BoG Engages Banks Over High NPLs

Dr. Maxwell Opoku-Afari

The Bank of Ghana is reportedly engaging banks in the country to help improve their risk management frameworks while the loan loss write-off
policy continues.

The move forms part of efforts to help make effective the transmission channel of the Central Bank’s Monetary Policy from the Non-Performing Loans (NPLs) angle.

The Central Bank is also reportedly strengthening credit conditions through the collateral registry and the credit referencing bureaus.

Deputy Governor of the Bank of Ghana, Dr.
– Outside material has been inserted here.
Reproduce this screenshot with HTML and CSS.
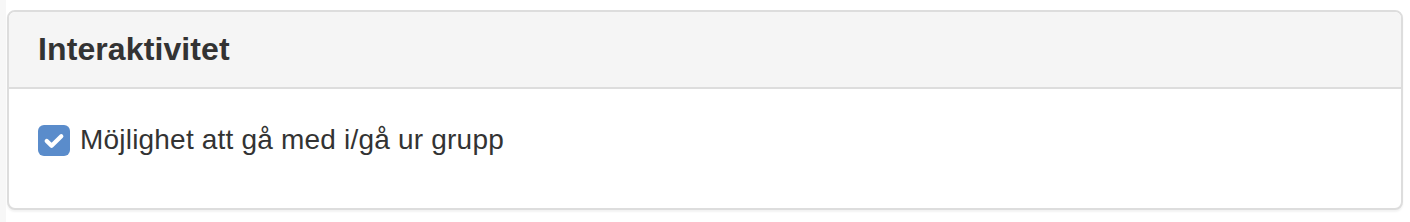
FILE: index.html
```html
<!DOCTYPE html>
<html lang="sv">
<head>
  <meta charset="UTF-8">
  <title>Interaktivitet</title>
  <link rel="stylesheet" href="styles.css">
</head>
<body>

<div class="page">
  <section class="panel">
    <div class="panel-heading">
      <h3 class="panel-title">Interaktivitet</h3>
    </div>
    <div class="panel-body">
      <label class="checkbox">
        <span class="box">
          <svg viewBox="0 0 32 32" width="32" height="31">
            <path d="M8.5 16.5 L13.5 21.5 L23.5 11.5" fill="none" stroke="#fff" stroke-width="4.4" stroke-linecap="round" stroke-linejoin="round"/>
          </svg>
        </span>
        <span class="text">Möjlighet att gå med i/gå ur grupp</span>
      </label>
    </div>
  </section>
</div>

</body>
</html>
```

FILE: styles.css
```css
body {
  margin: 0;
  background: #fff;
  color: #333;
  font-family: "Liberation Sans", Arial, sans-serif;
}
.page {
  border-left: 6px solid #f7f7f7;
  padding: 10px 7px 0 1px;
  height: 212px;
}
.panel {
  border: 2px solid #ddd;
  border-radius: 8px;
  background: #fff;
  box-shadow: 0 2px 2px rgba(0,0,0,0.05);
}
.panel-heading {
  background: #f5f5f5;
  border-bottom: 2px solid #ddd;
  border-radius: 6px 6px 0 0;
  padding: 20px 29px;
}
.panel-title {
  margin: 0;
  font-size: 32px;
  line-height: 35px;
  font-weight: bold;
  color: #333;
  letter-spacing: 0.1px;
}
.panel-body {
  padding: 31px 29px 29px;
}
.checkbox {
  display: flex;
  align-items: center;
  gap: 10px;
  height: 40px;
  margin-bottom: 19px;
  font-size: 28px;
  line-height: 40px;
}
.box {
  width: 32px;
  height: 31px;
  border-radius: 6px;
  background: #5a8ccb;
  display: flex;
  align-items: center;
  justify-content: center;
}
.text {
  color: #333;
  letter-spacing: 0.2px;
}
```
Maxwell Opoku-Afari, made this known on Thursday, June 13, in Accra, as he delivered a statement on the challenges on Monetary Policy and Markets Development in Ghana at the
Ghana-EU Business Forum, saying Banks NPLs still remained high.
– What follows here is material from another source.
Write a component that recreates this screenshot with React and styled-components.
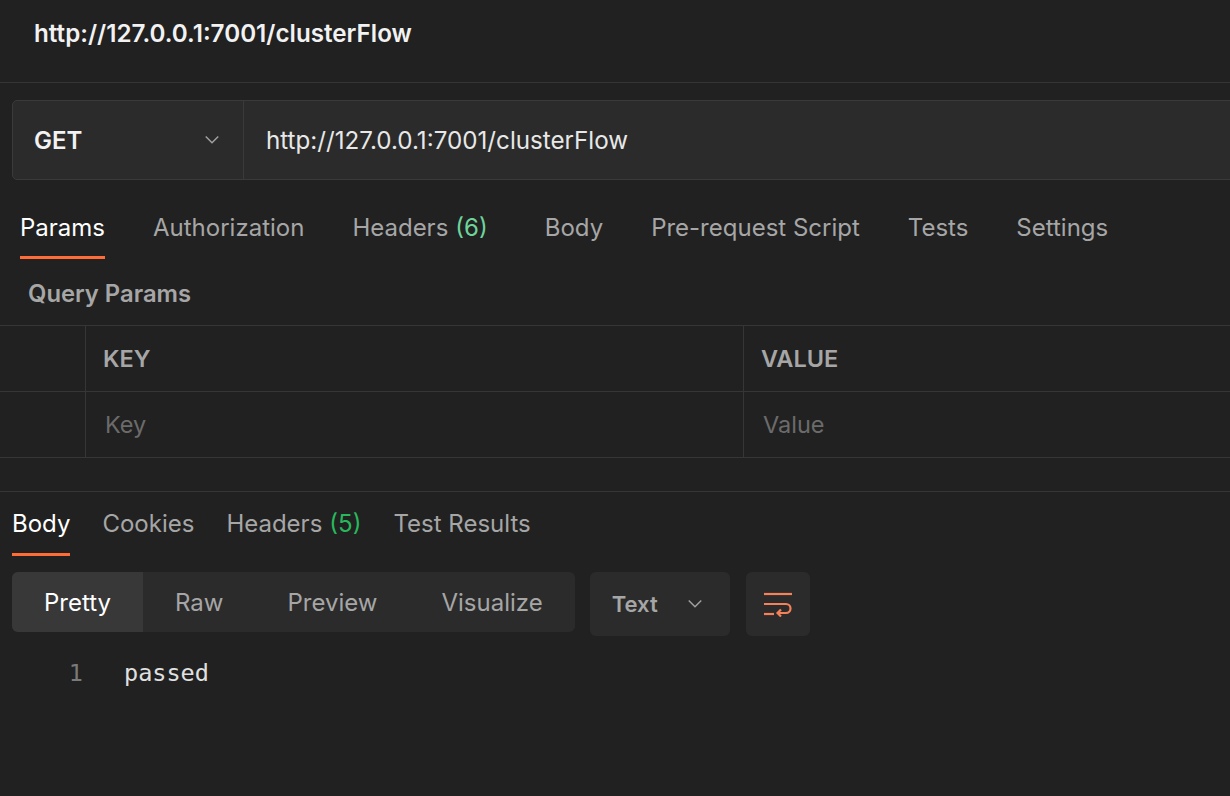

The theme for the forum was “Boosting investments for sustainable jobs in Ghana.”

The theme emphasised the forum’s main objective of increasing the awareness of the EU External Investment Plan and in particular its innovative financing instruments in Ghana, and to promote partnerships between International and Local Financial Institutions with potential beneficiaries to promote business opportunities between Ghana and the EU.
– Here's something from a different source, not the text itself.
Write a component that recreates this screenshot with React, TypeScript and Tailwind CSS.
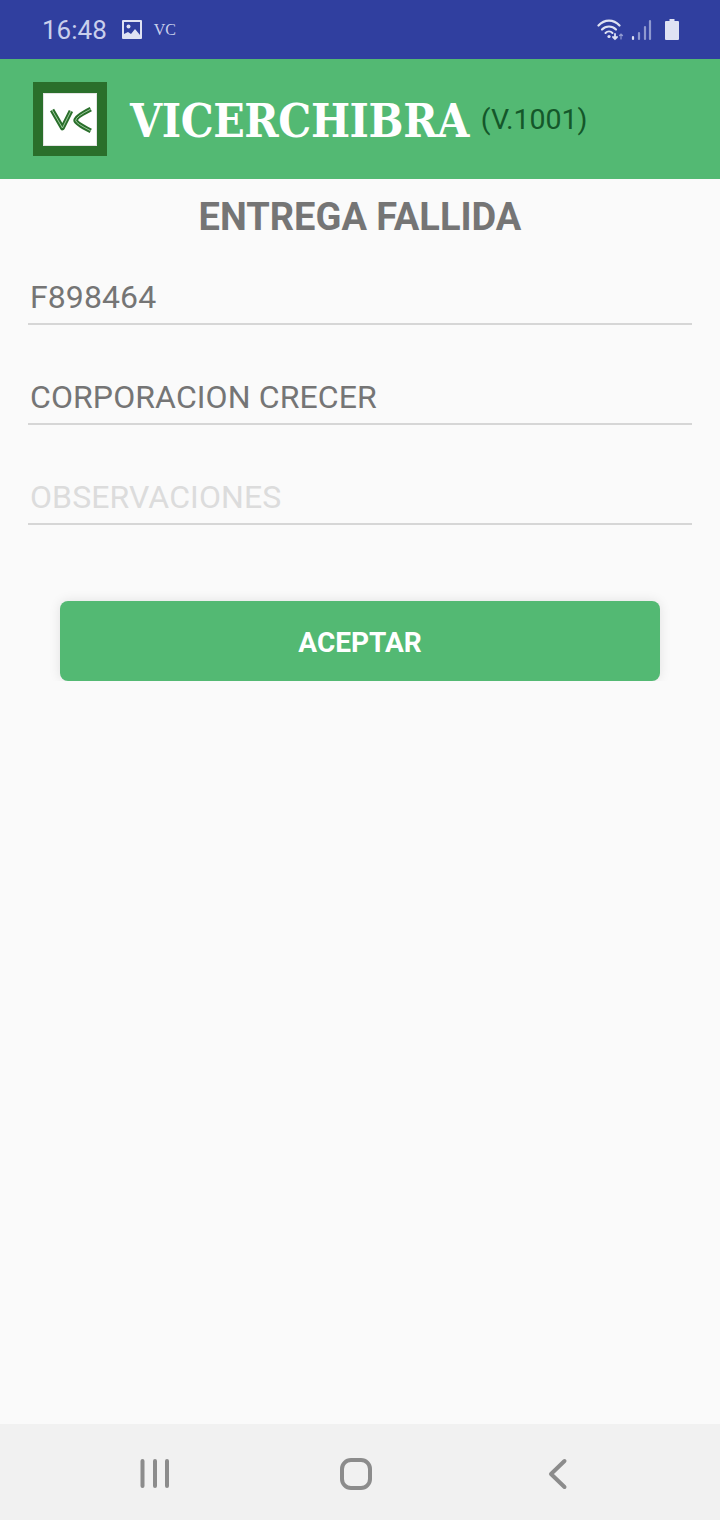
const App = () => {
  const fields = [
    { label: 'F898464', color: 'text-[#757575]' },
    { label: 'CORPORACION CRECER', color: 'text-[#757575]' },
    { label: 'OBSERVACIONES', color: 'text-[#dcdcdc]' },
  ];

  return (
    <div className="w-[720px] h-[1520px] flex flex-col bg-[#fafafa] overflow-hidden font-['Roboto',sans-serif]">
      {/* Status bar */}
      <div className="h-[59px] bg-[#303f9f] flex items-center pl-[42px] pr-[41px] text-[#c9cfec]">
        <span className="text-[26px] leading-none">16:48</span>
        <svg className="ml-[14px]" width="22" height="20" viewBox="0 0 22 20">
          <rect x="1" y="0" width="20" height="19" rx="1" fill="#dfe2f3" />
          <rect x="3" y="2" width="16" height="15" fill="#303f9f" />
          <circle cx="7.500" cy="6.500" r="2" fill="#dfe2f3" />
          <path fill="#dfe2f3" d="M3 17v-3l4-2 3 2 4-5 5 6v2z" />
        </svg>
        <span className="ml-[11px] text-[16px] leading-none font-['Liberation_Serif',serif]">VC</span>
        <div className="ml-auto flex items-center">
          <svg width="27" height="22" viewBox="0 0 27 22" fill="none" stroke="#dfe2f3" strokeLinecap="round">
            <path strokeWidth="2.200" d="M1.500 6.500c6-6.500 15-6.500 21 0" />
            <path strokeWidth="2.200" d="M5 10.500c4-4 10-4 14 0" />
            <path strokeWidth="2" d="M8.500 14c2-2 5-2 7 0" />
            <circle cx="12" cy="17.500" r="1.600" fill="#dfe2f3" stroke="none" />
            <path strokeWidth="1.800" d="M18 15v5M16 18l2 2 2-2" />
            <path strokeWidth="1.200" stroke="#8f99d0" d="M24 20v-5M22.500 16.500l1.500-1.500 1.500 1.500" />
          </svg>
          <svg className="ml-[7px]" width="21" height="22" viewBox="0 0 21 22" fill="none" strokeLinecap="round" strokeWidth="2.200">
            <path stroke="#dfe2f3" d="M2 20v-2" />
            <path stroke="#8f99d0" d="M8 20v-6M14 20V8M19 20V2" />
          </svg>
          <svg className="ml-[13px]" width="14" height="21" viewBox="0 0 14 21">
            <path fill="#dfe2f3" d="M4.500 0h5v2H13a1 1 0 0 1 1 1v17a1 1 0 0 1-1 1H1a1 1 0 0 1-1-1V3a1 1 0 0 1 1-1h3.500z" />
          </svg>
        </div>
      </div>

      {/* Header */}
      <div className="h-[120px] bg-[#53b973] flex items-center pl-[33px]">
        <div className="w-[74px] h-[74px] bg-[#2a6f2b] flex items-center justify-center">
          <div className="w-[54px] h-[53px] bg-white border border-[#e4e4e4]">
            <svg width="52" height="51" viewBox="0 0 54 54" fill="none" strokeLinejoin="round">
              <g stroke="#2a6f2b" strokeWidth="5">
                <path d="M8 17l11 19 9-18" />
                <path d="M49 16Q33 24 33 28Q33 31 49 39" />
              </g>
              <g stroke="#a5cfa5" strokeWidth="1">
                <path d="M8 17l11 19 9-18" />
                <path d="M49 16Q33 24 33 28Q33 31 49 39" />
              </g>
            </svg>
          </div>
        </div>
        <span className="ml-[23px] pt-[4px] text-[46px] leading-none font-bold tracking-[-0.4px] text-white font-['DejaVu_Serif',serif] [font-stretch:condensed]">VICERCHIBRA</span>
        <span className="ml-[12px] pt-[2px] text-[28.5px] leading-none text-[#14572a]">(V.1001)</span>
      </div>

      {/* Form */}
      <div className="flex-1 flex flex-col">
        <h1 className="mt-[16px] text-center text-[38px] leading-[44px] font-bold text-[#757575]">ENTREGA FALLIDA</h1>
        <div className="mt-[26px] px-[28px] flex flex-col gap-[40px]">
          {fields.map((field) => (
            <div key={field.label} className="h-[60px] border-b-2 border-[#d6d6d6] flex items-center pl-[2px] pt-[6px]">
              <span className={`text-[32px] leading-none tracking-[0.1px] ${field.color}`}>{field.label}</span>
            </div>
          ))}
        </div>
        <button className="mt-[76px] mx-[60px] h-[80px] pt-[3px] rounded-lg bg-[#53b973] text-white text-[28px] font-bold shadow-[0_0_12px_rgba(0,0,0,0.1)] [clip-path:inset(-20px_-20px_0_-20px)]">
          ACEPTAR
        </button>
      </div>

      {/* Nav bar */}
      <div className="h-[96px] bg-[#f1f1f1] relative">
        <svg className="absolute left-0 top-0" width="720" height="96" viewBox="0 0 720 96" fill="none" stroke="#8c8c8c" strokeWidth="4" strokeLinecap="round" strokeLinejoin="round">
          <path d="M142.500 37v25M155 37v25M167 37v25" />
          <rect x="342" y="36" width="28" height="28" rx="9" />
          <path d="M564.500 37L551 50l13.500 13" />
        </svg>
      </div>
    </div>
  );
};

export default App;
According to the First Deputy Governor, the implementation of the Monetary Policy continued to face some challenges in Ghana.

He bemoaned that “as simple as the transmission process may seem, there are challenges.”

According to him, “key challenges to effective monetary policy and markets development, in our experience, have centred mostly on the following: weak and uncompetitive banking sector”

The critical role of banks as the primary conduit for monetary policy, he stated, suggested that the transmission mechanism was more effective in a competitive banking sector environment.

“In a weak and uncompetitive banking sector,” he opined, “monetary policy becomes less ineffective because banks become less responsive to changes in monetary policy stance.”

To address some of these challenges in the Ghanaian economy, the Bank of Ghana, he reiterated, over the past two years, had taken steps to recapitalise and undertaken significant reforms in the banking sector to strengthen the industry’s capacity to effectively intermediate.

The implementation of new and wide-ranging regulatory reforms should also serve to provide a good-enough basis for enhancing competition and efficiency in the sector, he noted.

“Fostering banking competition, efficiency and stability therefore remains
key policy objectives that the Bank of Ghana will continue to pursue to facilitate effective monetary policy
transmission,” according to him.

High NPLs

He explained that “the prevalence of high non-performing loans can also limit banks’ lending capacity and/or interfere with policy transmission and therefore impair the effectiveness of monetary
policy.”

Although the banking sector’s NPL ratio has declined from 23.5 percent in April 2018 to 18.9 percent in April 2019, according to him, the current ratio still remained very high.

“With such high NPL levels, transmission mechanism of monetary policy to lending rates is weakened and financial
intermediation to support economic activity is constrained,” he noted.

Policy Remains Crucial

Meanwhile, he assured that Monetary policy remained and would continue to remain crucial in the macroeconomic management process.

The quest to achieve macroeconomic
stability, a necessary condition for sustained growth, cannot be overemphasised, he stated.